Twenty-four years ago, the very first issue of All About Beer Magazine mentioned recent research into alcohol and cardiac health. The conclusion: moderate alcohol consumption is good for you. People were surprised and skeptical.

Last year, we published a lengthy feature that summarized two decades of peer-reviewed scientific studies of alcohol consumption and human health. The conclusion: moderate alcohol consumption is good for you. Same surprise and skepticism.

If we found these reactions frustrating, they must drive Gene Ford bonkers.

Ford has been publishing and speaking on the connection between moderate alcohol consumption and health since the 1980s. InThe Science of Healthy Drinking, he pursues two major themes: first, that there is an impressive body of scientific literature documenting a positive link between moderate consumption of alcohol and a host of human health conditions; and, second, that the persistent American antipathy towards alcohol prevents the public from learning about these results.

Ford devotes most of the book—and the bulk of its 80-page bibliography—to the effects of alcohol on thirty common health conditions. He begins with the cluster of conditions related to the cardiovascular system, then documents the research on cancers, brain function, diabetes, gallstones, and diet, among other topics.

At the head of each chapter is a useful, short abstract, followed by several bulleted points. The chapter then opens with an explanation of the medical condition, and an assessment of its impact on human health. Ford then summarizes the state of research into the association between alcohol consumption and the condition. He also sets the alcohol research into the wider context of research into the health condition: for example, when discussing cardiovascular health, he touches on the contributions of diet, activity and cigarette smoking.

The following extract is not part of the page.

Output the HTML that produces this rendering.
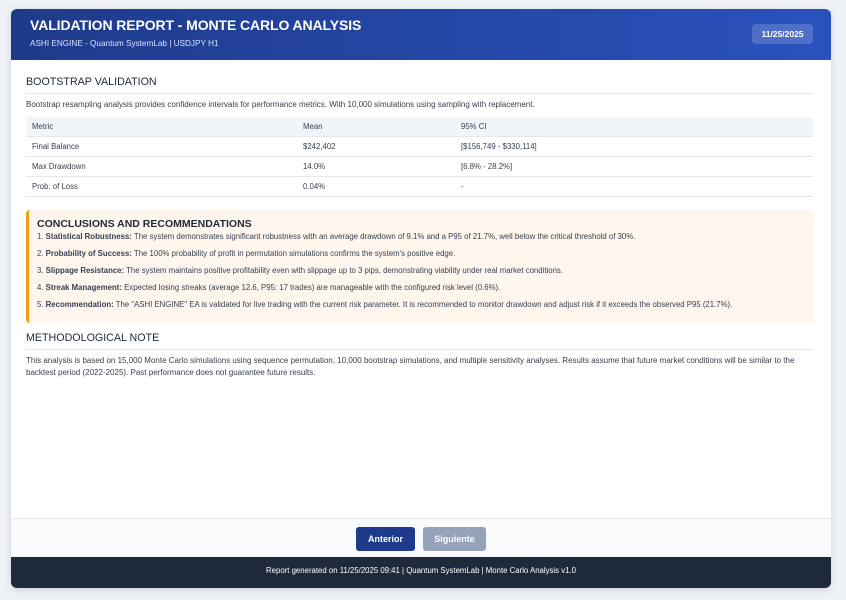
<!DOCTYPE html>
<html><head><meta charset="utf-8"><style>
*{box-sizing:border-box;margin:0;padding:0}
body{width:846px;height:600px;background:#eef1f5;font-family:"Liberation Sans",sans-serif;color:#1f2937;overflow:hidden;position:relative}
.c{position:absolute;left:11px;top:9px;width:820px;height:579px;background:#fff;border-radius:6px;overflow:hidden;box-shadow:0 2px 8px rgba(0,0,0,.12)}
.hd{height:51px;background:linear-gradient(90deg,#1e3a8a,#2a52be);position:relative;color:#fff}
.hd h1{position:absolute;left:19px;top:8px;font-size:14px;font-weight:bold;letter-spacing:-.1px}
.hd .s{position:absolute;left:19px;top:30px;font-size:8.2px;color:#dbe4ff}
.hd .d{position:absolute;left:741px;top:15px;width:61px;height:20px;border-radius:4px;background:rgba(255,255,255,.18);font-size:8.5px;font-weight:bold;text-align:center;line-height:20px}
.h2{position:absolute;left:15px;font-size:10.7px;color:#1f2937}
.ln{position:absolute;left:15px;width:787px;height:1px;background:#e5e7eb}
.p{position:absolute;left:15px;font-size:8px;color:#374151;line-height:12px}
table{position:absolute;left:15px;top:108px;width:787px;border-collapse:collapse;font-size:7.8px;color:#374151}
td{padding:0 6px;height:20.3px;border-bottom:1px solid #e5e7eb}
tr.th td{background:#f1f5f9;height:19px}
.cb{position:absolute;left:15px;top:201px;width:787px;height:113px;background:#fff7ed;border-left:3px solid #f59e0b;border-radius:4px}
.cb h3{position:absolute;left:8px;top:8px;font-size:10.5px;font-weight:bold;color:#1f2937}
.cb div{position:absolute;left:8px;font-size:7.8px;color:#374151;white-space:nowrap}
.bb{position:absolute;left:0;top:509px;width:820px;height:39px;background:#f8fafc;border-top:1px solid #e5e7eb}
.bt{position:absolute;top:8px;height:24px;border-radius:3px;color:#fff;font-size:9px;font-weight:bold;text-align:center;line-height:24px}
.ft{position:absolute;left:0;top:548px;width:820px;height:31px;background:#1e293b;color:#fff;font-size:7.8px;text-align:center;line-height:27px}
</style></head><body><div class="c">
<div class="hd"><h1>VALIDATION REPORT - MONTE CARLO ANALYSIS</h1><div class="s">ASHI ENGINE - Quantum SystemLab | USDJPY H1</div><div class="d">11/25/2025</div></div>
<div class="h2" style="top:67px">BOOTSTRAP VALIDATION</div><div class="ln" style="top:84px"></div>
<div class="p" style="top:90px">Bootstrap resampling analysis provides confidence intervals for performance metrics. With 10,000 simulations using sampling with replacement.</div>
<table><colgroup><col style="width:271px"><col style="width:158px"><col></colgroup>
<tr class="th"><td>Metric</td><td>Mean</td><td>95% CI</td></tr>
<tr><td>Final Balance</td><td>$242,402</td><td>[$156,749 - $330,114]</td></tr>
<tr><td>Max Drawdown</td><td>14.0%</td><td>[6.8% - 28.2%]</td></tr>
<tr><td>Prob. of Loss</td><td>0.04%</td><td>-</td></tr></table>
<div class="cb"><h3>CONCLUSIONS AND RECOMMENDATIONS</h3>
<div style="top:22px">1. <b>Statistical Robustness:</b> The system demonstrates significant robustness with an average drawdown of 9.1% and a P95 of 21.7%, well below the critical threshold of 30%.</div>
<div style="top:39px">2. <b>Probability of Success:</b> The 100% probability of profit in permutation simulations confirms the system's positive edge.</div>
<div style="top:56px">3. <b>Slippage Resistance:</b> The system maintains positive profitability even with slippage up to 3 pips, demonstrating viability under real market conditions.</div>
<div style="top:73px">4. <b>Streak Management:</b> Expected losing streaks (average 12.6, P95: 17 trades) are manageable with the configured risk level (0.6%).</div>
<div style="top:90px">5. <b>Recommendation:</b> The "ASHI ENGINE" EA is validated for live trading with the current risk parameter. It is recommended to monitor drawdown and adjust risk if it exceeds the observed P95 (21.7%).</div></div>
<div class="h2" style="top:323px">METHODOLOGICAL NOTE</div><div class="ln" style="top:340px"></div>
<div class="p" style="top:346px;width:787px">This analysis is based on 15,000 Monte Carlo simulations using sequence permutation, 10,000 bootstrap simulations, and multiple sensitivity analyses. Results assume that future market conditions will be similar to the backtest period (2022-2025). Past performance does not guarantee future results.</div>
<div class="bb"><div class="bt" style="left:345px;width:59px;background:#1e3a8a">Anterior</div><div class="bt" style="left:412px;width:63px;background:#94a3b8">Siguiente</div></div>
<div class="ft">Report generated on 11/25/2025 09:41 | Quantum SystemLab | Monte Carlo Analysis v1.0</div>
</div></body></html>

Ford is even-handed in pointing out the conditions in which alcohol consumption is associated with increased, rather than decreased health risks, such has been found in some studies of breast cancer. But he also encourages a holistic view of health risk assessment: in the case of cancer, for example, women are encouraged to “evaluate many factors, including family history of breast cancer. They should also check the comparative risks for heart disease and breast cancer.”

In each chapter on a medical condition, Ford underscores the themes that will take up the concluding chapters of the book: American culture is singularly ambivalent — even hostile — towards alcohol; authorities presume that the public cannot distinguish between healthful use and unhealthy abuse of alcohol; policies are designed to reduce alcohol abuse by lowering consumption for all; and the medical establishment and the media withhold or underreport findings that would help Americans make more informed health choices.

Ford clearly hopes The Science of Healthy Drinking will reach physicians and parents, the two most influential groups in shaping our health choices. With luck, open-minded members of both groups will read it. There are others for whom any good news about alcohol will always be unwelcome.

Though well written, this is probably not a book I would read cover-to-cover. However, I plan to keep it handy and turn to it when a specific question arises, grateful someone else has done the hard work of synthesizing all this material in a responsible and accessible way.